Beyond traditional security scanning (SAST/DAST), this requires adopting Chaos Engineering. Borrowed from the Site Reliability Engineering (SRE) world, Chaos Engineering involves proactively injecting controlled failures-like network latency spikes, service outages, or resource exhaustion-into pre-production environments. The goal is not to fix a bug, but to validate the system’s resilience and ensure it can gracefully degrade and recover without catastrophic user impact. This approach makes “quality” synonymous with “unbreakable.”
QAOps focused on “Shift-Left” (testing earlier). The future mandate includes Shift-Right, where Quality Engineers are permanently embedded in the production environment.
This team leverages AI-powered observability platforms to move past basic technical metrics (like Mean Time to Detection/Resolution-MTTD/MTTR) and focus on Value-Driven Quality.
- They correlate technical performance (e.g., a 15% increase in API latency) with business outcomes (e.g., a 5% drop in e-commerce conversion rates).
- The ultimate metric isn’t a low defect count, but the Business Impact Score-a quantifiable score representing revenue protected or customer loyalty gained by proactive quality intervention.
The journey from a siloed QA function to integrated QAOps was necessary to achieve speed. The transition to Autonomous Quality Engineering is the strategic imperative for competitive survival.
The quality engineer of the future is not a tester; they are a System Architect and Data Scientist who designs the intelligence layer that runs the business. This shift requires massive investment in upskilling teams in AI/ML modelling, cloud-native architecture, and security protocols.

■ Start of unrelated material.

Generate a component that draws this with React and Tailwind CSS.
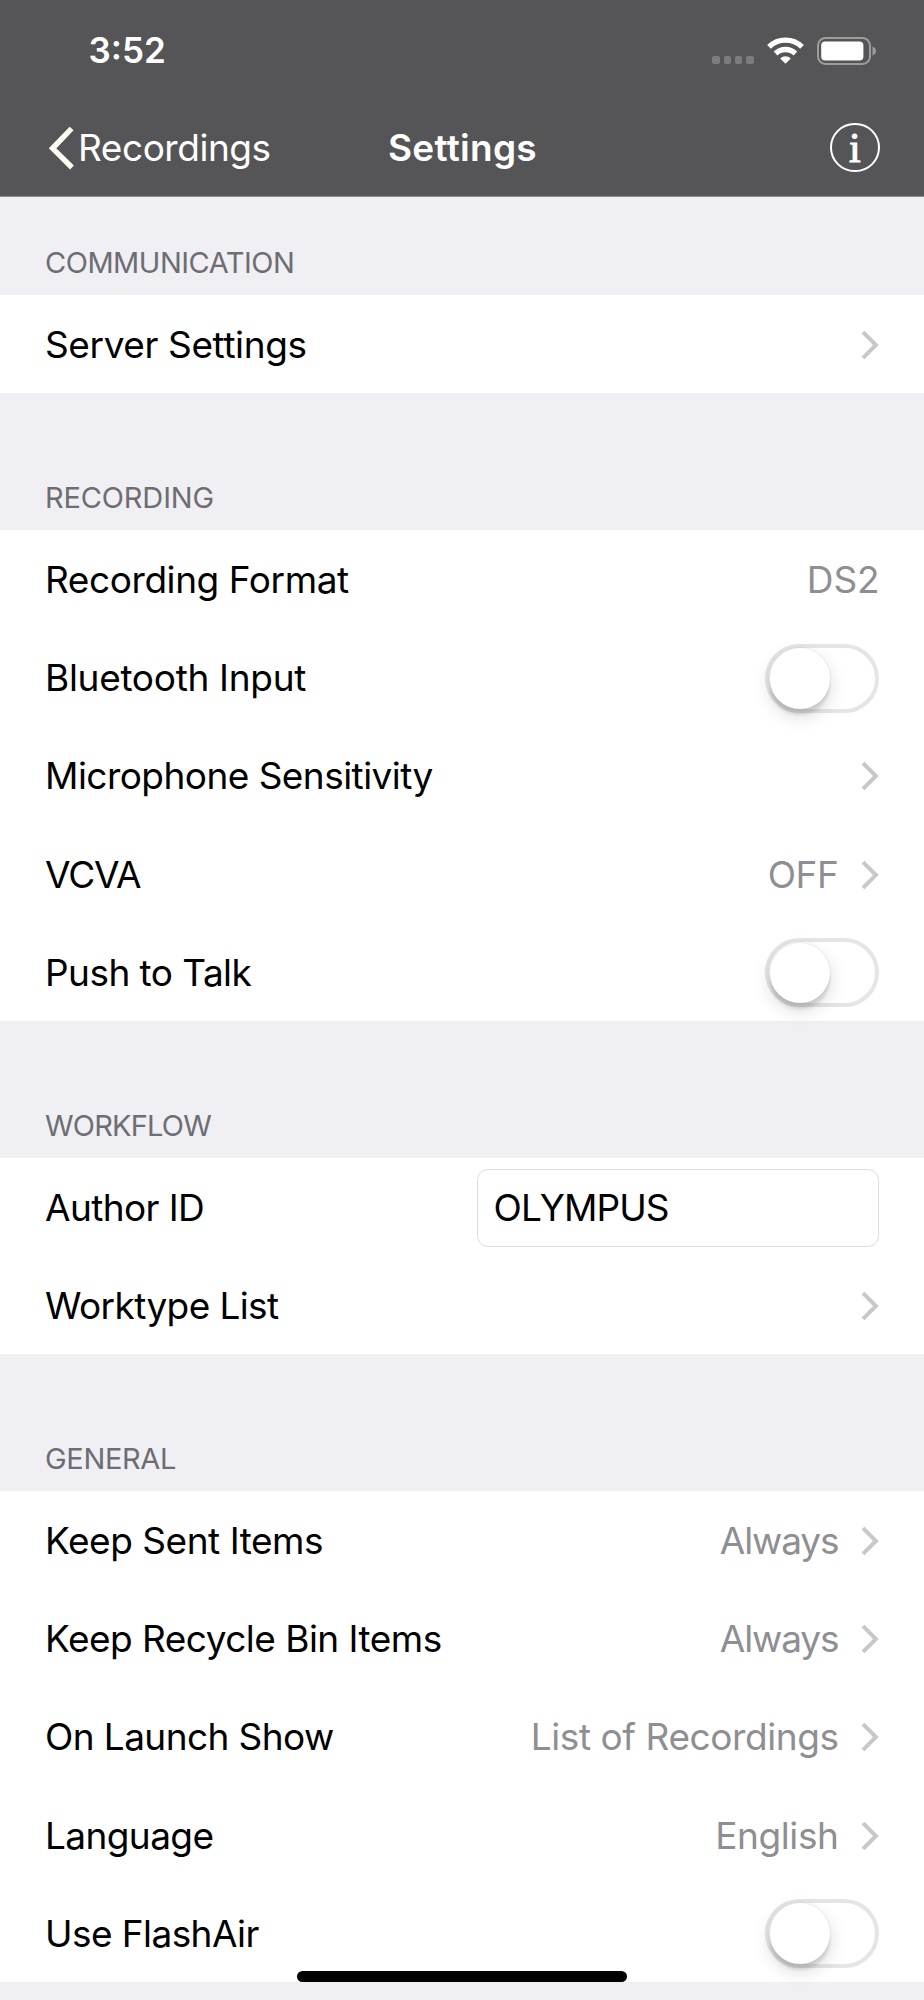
function Chevron() {
  return (
    <svg className="h-[30px] w-[18px] shrink-0" viewBox="0 0 18 30" fill="none" aria-hidden="true">
      <path d="M2 2.1 14.9 15 2 27.9" stroke="#c7c7cc" strokeWidth="4" />
    </svg>
  );
}

function Switch() {
  return (
    <button
      type="button"
      role="switch"
      aria-checked="false"
      className="mt-[2px] flex h-[69px] w-[114px] shrink-0 items-center rounded-full border-[4px] border-[#e5e5e5] bg-white"
    >
      <span className="ml-[0.5px] size-[60.5px] shrink-0 rounded-full bg-white shadow-[0_7px_18px_rgba(0,0,0,0.15),0_6px_3px_rgba(0,0,0,0.1),0_0_2px_rgba(0,0,0,0.12)]" />
    </button>
  );
}

function Row({ label, className, value, valueClass, chevron, children }) {
  return (
    <div className="flex h-[98.2px] items-center justify-between pr-[45px] pl-[45px] whitespace-nowrap">
      <span className={`mt-[2px] ${className}`}>{label}</span>
      <div className="flex items-center gap-[22.5px]">
        {value && <span className={`mt-[2px] text-[#8e8e93] ${valueClass}`}>{value}</span>}
        {chevron && <span className="mt-[2px]"><Chevron /></span>}
        {children}
      </div>
    </div>
  );
}

function Section({ title, titleClass, headClass, children }) {
  return (
    <section>
      <div className={`flex items-end pl-[45px] ${headClass}`}>
        <h2 className={`text-[29px] leading-10 text-[#6d6d72] ${titleClass}`}>{title}</h2>
      </div>
      <div className="bg-white">{children}</div>
    </section>
  );
}

function StatusBar() {
  return (
    <div className="flex h-[98px] items-center justify-between pt-[3px] pr-[47.5px] pl-[88.5px]">
      <span className="text-[35px] leading-none font-semibold">3:52</span>
      <div className="flex items-center">
        <div className="mt-[19px] mr-[13px] flex gap-[3.3px]">
          <span className="size-[7.8px] rounded-[2px] bg-[#7c7c7e]" />
          <span className="size-[7.8px] rounded-[2px] bg-[#7c7c7e]" />
          <span className="size-[7.8px] rounded-[2px] bg-[#7c7c7e]" />
          <span className="size-[7.8px] rounded-[2px] bg-[#7c7c7e]" />
        </div>
        <svg className="mr-[13px] h-[27px] w-[37px]" viewBox="0 0 37 27" aria-hidden="true">
          <g fill="none" stroke="#fff" strokeWidth="5.3">
            <path d="M2 9.9A23.6 23.6 0 0 1 35 9.9" />
            <path d="M8.6 16.5A14.2 14.2 0 0 1 28.4 16.5" />
          </g>
          <path d="M13.2 21.4a7.6 7.6 0 0 1 10.6 0L18.5 26.8Z" fill="#fff" />
        </svg>
        <svg className="h-7 w-[60px]" viewBox="0 0 60 28" aria-hidden="true">
          <rect x="1" y="1" width="52" height="26" rx="7.5" fill="none" stroke="#9c9c9d" strokeWidth="2" />
          <rect x="4.2" y="4.6" width="42.2" height="19" rx="4" fill="#fff" />
          <path d="M55.5 9.5c2.2.7 3.5 2.4 3.5 4.5s-1.3 3.8-3.5 4.5Z" fill="#9c9c9d" />
        </svg>
      </div>
    </div>
  );
}

function NavBar() {
  return (
    <div className="grid h-[98px] grid-cols-[1fr_auto_1fr] items-center pr-[44.5px] pl-[47.5px]">
      <div className="flex items-center">
        <svg className="mt-px h-[44px] w-[26px]" viewBox="0 0 26 44" fill="none" aria-hidden="true">
          <path d="M23.6 2.5 4.6 22.3 24 41.5" stroke="#fffdf3" strokeWidth="5.4" />
        </svg>
        <span className="mt-[2px] ml-[4.5px] tracking-[-0.45px]">Recordings</span>
      </div>
      <h1 className="mt-px mr-px -ml-px font-semibold tracking-[0.28px]">Settings</h1>
      <div className="mt-px flex size-[49.5px] items-center justify-center justify-self-end rounded-full border-2 border-white">
        <span className="font-['Liberation_Serif',serif] text-[42px] leading-none [-webkit-text-stroke:1.1px_white]">i</span>
      </div>
    </div>
  );
}

export default function App() {
  return (
    <div className="relative h-[2000px] w-[924px] overflow-hidden bg-[#efeff4] font-['Inter',sans-serif] text-[37px] leading-[44px] text-black">
      <header className="h-[197px] border-b border-[#8d8d90] bg-[#555557] text-white">
        <StatusBar />
        <NavBar />
      </header>

      <Section title="COMMUNICATION" titleClass="tracking-[-0.48px]" headClass="h-[98px] pb-[12.5px]">
        <Row label="Server Settings" className="tracking-[-0.39px]" chevron />
      </Section>

      <Section title="RECORDING" titleClass="tracking-[-0.15px]" headClass="h-[136.8px] pb-[12px]">
        <Row label="Recording Format" className="tracking-[-0.42px]" value="DS2" valueClass="-mr-[0.5px] tracking-[-0.1px]" />
        <Row label="Bluetooth Input" className="tracking-[-0.3px]"><Switch /></Row>
        <Row label="Microphone Sensitivity" className="tracking-[-0.54px]" chevron />
        <Row label="VCVA" className="tracking-[-1.1px]" value="OFF" valueClass="tracking-[-0.4px]" chevron />
        <Row label="Push to Talk" className="tracking-[-0.55px]"><Switch /></Row>
      </Section>

      <Section title="WORKFLOW" titleClass="tracking-[-0.8px]" headClass="h-[136.8px] pb-[12px]">
        <Row label="Author ID" className="tracking-[-0.6px]">
          <div className="mt-[2px] flex h-[78px] w-[402px] items-center rounded-[11px] border border-[#dcdcdd] pl-[15.5px] tracking-[-0.9px]">OLYMPUS</div>
        </Row>
        <Row label="Worktype List" className="tracking-[-0.6px]" chevron />
      </Section>

      <Section title="GENERAL" titleClass="tracking-[-0.34px]" headClass="h-[136.8px] pb-[12px]">
        <Row label="Keep Sent Items" className="tracking-[-0.46px]" value="Always" valueClass="tracking-[-1.1px]" chevron />
        <Row label="Keep Recycle Bin Items" className="tracking-[-0.52px]" value="Always" valueClass="tracking-[-1.1px]" chevron />
        <Row label="On Launch Show" className="tracking-[-0.58px]" value="List of Recordings" valueClass="tracking-[-0.43px]" chevron />
        <Row label="Language" className="tracking-[-0.6px]" value="English" valueClass="tracking-[-0.4px]" chevron />
        <Row label="Use FlashAir" className="tracking-[-0.57px]"><Switch /></Row>
      </Section>

      <div className="absolute bottom-[18px] left-[297px] h-[11px] w-[330px] rounded-full bg-black" />
    </div>
  );
}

By making quality predictive, autonomous, and focused on business value, organizations can do more than just deliver code faster. They can guarantee product stability, enhance customer loyalty, and ultimately, transform quality from a cost centre into the single most important driver of sustainable business velocity and growth. The time for merely implementing QAOps is over; the time for designing the future of Autonomous Quality Engineering is now.